(The problem) Omit every picture and return the rest of the data unaltered.

(Available data)

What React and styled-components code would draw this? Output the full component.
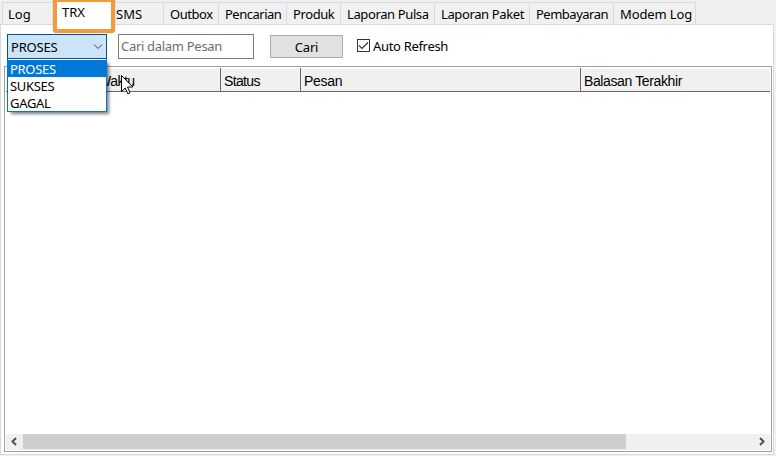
import React from 'react';
import styled, { createGlobalStyle } from 'styled-components';

const Global = createGlobalStyle`
  * { box-sizing: border-box; }
  html, body { margin: 0; padding: 0; overflow: hidden; }
  body { font: 13px/17px "Noto Sans", "Open Sans", sans-serif; color: #000; }
`;
const Window = styled.main`
  width: 776px; height: 456px; padding: 2px 2px 1px 0; background: #f0f0f0;
  display: flex; flex-direction: column; overflow: hidden; position: relative;
`;
const TabBar = styled.nav`
  display: flex; height: 22px; padding-left: 2px; flex: none;
`;
const Tab = styled.div`
  width: ${p => p.$width}px; height: 22px; flex: none;
  border: solid #d9d9d9; border-width: 1px 0 0 1px;
  padding: 3px 0 0 ${p => p.$pad ?? 6}px; white-space: nowrap;
  letter-spacing: ${p => p.$track ?? 0}px;
  &:last-child { border-right-width: 1px; }
`;
const ActiveTab = styled.div`
  position: absolute; left: 53px; top: -2px; width: 62px; height: 35px;
  border: 4px solid #f39a3b; border-radius: 4px; background: #fff;
  box-shadow: 0 0 1px 0 #8b7355; padding: 2px 0 0 5px;
`;
const Panel = styled.section`
  flex: 1; min-height: 0; background: #fff; border: 1px solid #d9d9d9;
  padding: 9px 1px 2px 3px; display: flex; flex-direction: column;
`;
const Toolbar = styled.div`
  display: flex; height: 32px; padding-left: 3px; flex: none;
`;
const Combo = styled.div`
  width: 100px; height: 25px; border: 1px solid #005499; background: #cce4f7;
  padding: 4px 3px 0 3px; display: flex; justify-content: space-between;
  letter-spacing: -0.2px; flex: none;
  svg { margin-top: 4px; }
`;
const Search = styled.input`
  width: 136px; height: 25px; margin-left: 11px; border: 1px solid #7a7a7a;
  padding: 0 0 1px 2px; font: inherit; letter-spacing: -0.3px;
  border-radius: 0; outline: 0; background: #fff;
  &::placeholder { color: #6d6d6d; opacity: 1; }
`;
const Button = styled.button`
  width: 73px; height: 23px; margin: 1px 0 0 16px; border: 1px solid #adadad;
  background: #e1e1e1; font: inherit; color: #000; padding: 1px 0 0; line-height: 17px;
  letter-spacing: -0.2px;
`;
const Check = styled.label`
  display: flex; gap: 3px; margin: 4px 0 0 14px; white-space: nowrap;
  letter-spacing: -0.32px;
  svg { margin-top: 1px; }
`;
const List = styled.div`
  flex: 1; min-height: 0; border: 1px solid #a0a0a8; padding: 1px 1px 1px;
  display: flex; flex-direction: column;
`;
const Header = styled.div`
  display: flex; height: 24px; border-bottom: 1px solid #696969; flex: none;
  font: 14px/16px "Liberation Sans", Arial, sans-serif;
`;
const Column = styled.div`
  width: ${p => p.$width}px; flex: ${p => (p.$width ? 'none' : '1')};
  border-right: ${p => (p.$width ? '1px solid #696969' : '0')};
  background: linear-gradient(#fff 1px, #f0f0f0 1px);
  padding: 5px 0 0 ${p => p.$pad ?? 3}px;
  letter-spacing: ${p => p.$track ?? 0}px; white-space: nowrap;
`;
const Body = styled.div`flex: 1;`;
const ScrollBar = styled.div`
  height: 16px; display: flex; background: #f0f0f0; flex: none;
`;
const Arrow = styled.svg`width: 17px; height: 15px; flex: none;`;
const Track = styled.div`flex: 1;`;
const Thumb = styled.div`width: 603px; height: 15px; background: #cdcdcd;`;
const Menu = styled.ul`
  position: absolute; left: 7px; top: 59px; width: 100px; height: 53px;
  margin: 0; padding: 1px 0 0; list-style: none; background: #fff;
  border: 1px solid #0078d7; border-top: 0; box-shadow: 3px 3px 3px -1px rgba(0,0,0,.5);
`;
const Option = styled.li`
  height: 17px; padding-left: 2px; line-height: 19px;
  background: ${p => (p.$selected ? '#0078d7' : '#fff')};
  color: ${p => (p.$selected ? '#fff' : '#000')};
  letter-spacing: -0.3px;
`;
const Cursor = styled.svg`
  position: absolute; left: 121px; top: 75px; width: 13px; height: 20px;
`;

const tabs = [
  { label: 'Log', width: 54, pad: 5 },
  { label: '', width: 53 },
  { label: 'SMS', width: 54 },
  { label: 'Outbox', width: 55, track: -0.45 },
  { label: 'Pencarian', width: 68, track: -0.5 },
  { label: 'Produk', width: 54, track: -0.4 },
  { label: 'Laporan Pulsa', width: 94, track: -0.38 },
  { label: 'Laporan Paket', width: 95, track: -0.38 },
  { label: 'Pembayaran', width: 84, track: -0.5 },
  { label: 'Modem Log', width: 83, track: -0.12 },
];
const options = [
  { label: 'PROSES', selected: true },
  { label: 'SUKSES' },
  { label: 'GAGAL' },
];

export default function App() {
  return (
    <>
      <Global />
      <Window>
        <TabBar>
          {tabs.map((t, i) => (
            <Tab key={i} $width={t.width} $pad={t.pad} $track={t.track}>{t.label}</Tab>
          ))}
        </TabBar>
        <Panel>
          <Toolbar>
            <Combo>
              PROSES
              <svg width="10" height="8" fill="none" stroke="#444"><path d="M1 1.5 L5 5.5 L9 1.5" /></svg>
            </Combo>
            <Search placeholder="Cari dalam Pesan" />
            <Button>Cari</Button>
            <Check>
              <svg width="13" height="13" fill="none" stroke="#333">
                <rect x=".5" y=".5" width="12" height="12" />
                <path d="M2 6.5 L5 9.5 L11 3.5" strokeWidth="1.2" />
              </svg>
              Auto Refresh
            </Check>
          </Toolbar>
          <List>
            <Header>
              <Column $width={215} $pad={92} $track={-0.5}>Waktu</Column>
              <Column $width={80} $track={-0.65}>Status</Column>
              <Column $width={280} $track={-0.3}>Pesan</Column>
              <Column $track={-0.38}>Balasan Terakhir</Column>
            </Header>
            <Body />
            <ScrollBar>
              <Arrow fill="none" stroke="#505050" strokeWidth="2"><path d="M10 4 L6.5 7.5 L10 11" /></Arrow>
              <Track><Thumb /></Track>
              <Arrow fill="none" stroke="#505050" strokeWidth="2"><path d="M7 4 L10.5 7.5 L7 11" /></Arrow>
            </ScrollBar>
          </List>
        </Panel>
        <ActiveTab>TRX</ActiveTab>
        <Menu>
          {options.map(o => <Option key={o.label} $selected={o.selected}>{o.label}</Option>)}
        </Menu>
        <Cursor viewBox="0 0 13 20">
          <path d="M.5 .5 V16.5 L4.2 13 L6.8 18.8 L9 17.8 L6.5 12 H11.8 Z" fill="#fff" stroke="#000" />
        </Cursor>
      </Window>
    </>
  );
}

(Output)
What React and styled-components code would draw this? Output the full component.
import React from 'react';
import styled, { createGlobalStyle } from 'styled-components';

const Global = createGlobalStyle`
  * { box-sizing: border-box; }
  html, body { margin: 0; padding: 0; overflow: hidden; }
  body { font: 13px/17px "Noto Sans", "Open Sans", sans-serif; color: #000; }
`;
const Window = styled.main`
  width: 776px; height: 456px; padding: 2px 2px 1px 0; background: #f0f0f0;
  display: flex; flex-direction: column; overflow: hidden; position: relative;
`;
const TabBar = styled.nav`
  display: flex; height: 22px; padding-left: 2px; flex: none;
`;
const Tab = styled.div`
  width: ${p => p.$width}px; height: 22px; flex: none;
  border: solid #d9d9d9; border-width: 1px 0 0 1px;
  padding: 3px 0 0 ${p => p.$pad ?? 6}px; white-space: nowrap;
  letter-spacing: ${p => p.$track ?? 0}px;
  &:last-child { border-right-width: 1px; }
`;
const ActiveTab = styled.div`
  position: absolute; left: 53px; top: -2px; width: 62px; height: 35px;
  border: 4px solid #f39a3b; border-radius: 4px; background: #fff;
  box-shadow: 0 0 1px 0 #8b7355; padding: 2px 0 0 5px;
`;
const Panel = styled.section`
  flex: 1; min-height: 0; background: #fff; border: 1px solid #d9d9d9;
  padding: 9px 1px 2px 3px; display: flex; flex-direction: column;
`;
const Toolbar = styled.div`
  display: flex; height: 32px; padding-left: 3px; flex: none;
`;
const Combo = styled.div`
  width: 100px; height: 25px; border: 1px solid #005499; background: #cce4f7;
  padding: 4px 3px 0 3px; display: flex; justify-content: space-between;
  letter-spacing: -0.2px; flex: none;
  svg { margin-top: 4px; }
`;
const Search = styled.input`
  width: 136px; height: 25px; margin-left: 11px; border: 1px solid #7a7a7a;
  padding: 0 0 1px 2px; font: inherit; letter-spacing: -0.3px;
  border-radius: 0; outline: 0; background: #fff;
  &::placeholder { color: #6d6d6d; opacity: 1; }
`;
const Button = styled.button`
  width: 73px; height: 23px; margin: 1px 0 0 16px; border: 1px solid #adadad;
  background: #e1e1e1; font: inherit; color: #000; padding: 1px 0 0; line-height: 17px;
  letter-spacing: -0.2px;
`;
const Check = styled.label`
  display: flex; gap: 3px; margin: 4px 0 0 14px; white-space: nowrap;
  letter-spacing: -0.32px;
  svg { margin-top: 1px; }
`;
const List = styled.div`
  flex: 1; min-height: 0; border: 1px solid #a0a0a8; padding: 1px 1px 1px;
  display: flex; flex-direction: column;
`;
const Header = styled.div`
  display: flex; height: 24px; border-bottom: 1px solid #696969; flex: none;
  font: 14px/16px "Liberation Sans", Arial, sans-serif;
`;
const Column = styled.div`
  width: ${p => p.$width}px; flex: ${p => (p.$width ? 'none' : '1')};
  border-right: ${p => (p.$width ? '1px solid #696969' : '0')};
  background: linear-gradient(#fff 1px, #f0f0f0 1px);
  padding: 5px 0 0 ${p => p.$pad ?? 3}px;
  letter-spacing: ${p => p.$track ?? 0}px; white-space: nowrap;
`;
const Body = styled.div`flex: 1;`;
const ScrollBar = styled.div`
  height: 16px; display: flex; background: #f0f0f0; flex: none;
`;
const Arrow = styled.svg`width: 17px; height: 15px; flex: none;`;
const Track = styled.div`flex: 1;`;
const Thumb = styled.div`width: 603px; height: 15px; background: #cdcdcd;`;
const Menu = styled.ul`
  position: absolute; left: 7px; top: 59px; width: 100px; height: 53px;
  margin: 0; padding: 1px 0 0; list-style: none; background: #fff;
  border: 1px solid #0078d7; border-top: 0; box-shadow: 3px 3px 3px -1px rgba(0,0,0,.5);
`;
const Option = styled.li`
  height: 17px; padding-left: 2px; line-height: 19px;
  background: ${p => (p.$selected ? '#0078d7' : '#fff')};
  color: ${p => (p.$selected ? '#fff' : '#000')};
  letter-spacing: -0.3px;
`;
const Cursor = styled.svg`
  position: absolute; left: 121px; top: 75px; width: 13px; height: 20px;
`;

const tabs = [
  { label: 'Log', width: 54, pad: 5 },
  { label: '', width: 53 },
  { label: 'SMS', width: 54 },
  { label: 'Outbox', width: 55, track: -0.45 },
  { label: 'Pencarian', width: 68, track: -0.5 },
  { label: 'Produk', width: 54, track: -0.4 },
  { label: 'Laporan Pulsa', width: 94, track: -0.38 },
  { label: 'Laporan Paket', width: 95, track: -0.38 },
  { label: 'Pembayaran', width: 84, track: -0.5 },
  { label: 'Modem Log', width: 83, track: -0.12 },
];
const options = [
  { label: 'PROSES', selected: true },
  { label: 'SUKSES' },
  { label: 'GAGAL' },
];

export default function App() {
  return (
    <>
      <Global />
      <Window>
        <TabBar>
          {tabs.map((t, i) => (
            <Tab key={i} $width={t.width} $pad={t.pad} $track={t.track}>{t.label}</Tab>
          ))}
        </TabBar>
        <Panel>
          <Toolbar>
            <Combo>
              PROSES
              <svg width="10" height="8" fill="none" stroke="#444"><path d="M1 1.5 L5 5.5 L9 1.5" /></svg>
            </Combo>
            <Search placeholder="Cari dalam Pesan" />
            <Button>Cari</Button>
            <Check>
              <svg width="13" height="13" fill="none" stroke="#333">
                <rect x=".5" y=".5" width="12" height="12" />
                <path d="M2 6.5 L5 9.5 L11 3.5" strokeWidth="1.2" />
              </svg>
              Auto Refresh
            </Check>
          </Toolbar>
          <List>
            <Header>
              <Column $width={215} $pad={92} $track={-0.5}>Waktu</Column>
              <Column $width={80} $track={-0.65}>Status</Column>
              <Column $width={280} $track={-0.3}>Pesan</Column>
              <Column $track={-0.38}>Balasan Terakhir</Column>
            </Header>
            <Body />
            <ScrollBar>
              <Arrow fill="none" stroke="#505050" strokeWidth="2"><path d="M10 4 L6.5 7.5 L10 11" /></Arrow>
              <Track><Thumb /></Track>
              <Arrow fill="none" stroke="#505050" strokeWidth="2"><path d="M7 4 L10.5 7.5 L7 11" /></Arrow>
            </ScrollBar>
          </List>
        </Panel>
        <ActiveTab>TRX</ActiveTab>
        <Menu>
          {options.map(o => <Option key={o.label} $selected={o.selected}>{o.label}</Option>)}
        </Menu>
        <Cursor viewBox="0 0 13 20">
          <path d="M.5 .5 V16.5 L4.2 13 L6.8 18.8 L9 17.8 L6.5 12 H11.8 Z" fill="#fff" stroke="#000" />
        </Cursor>
      </Window>
    </>
  );
}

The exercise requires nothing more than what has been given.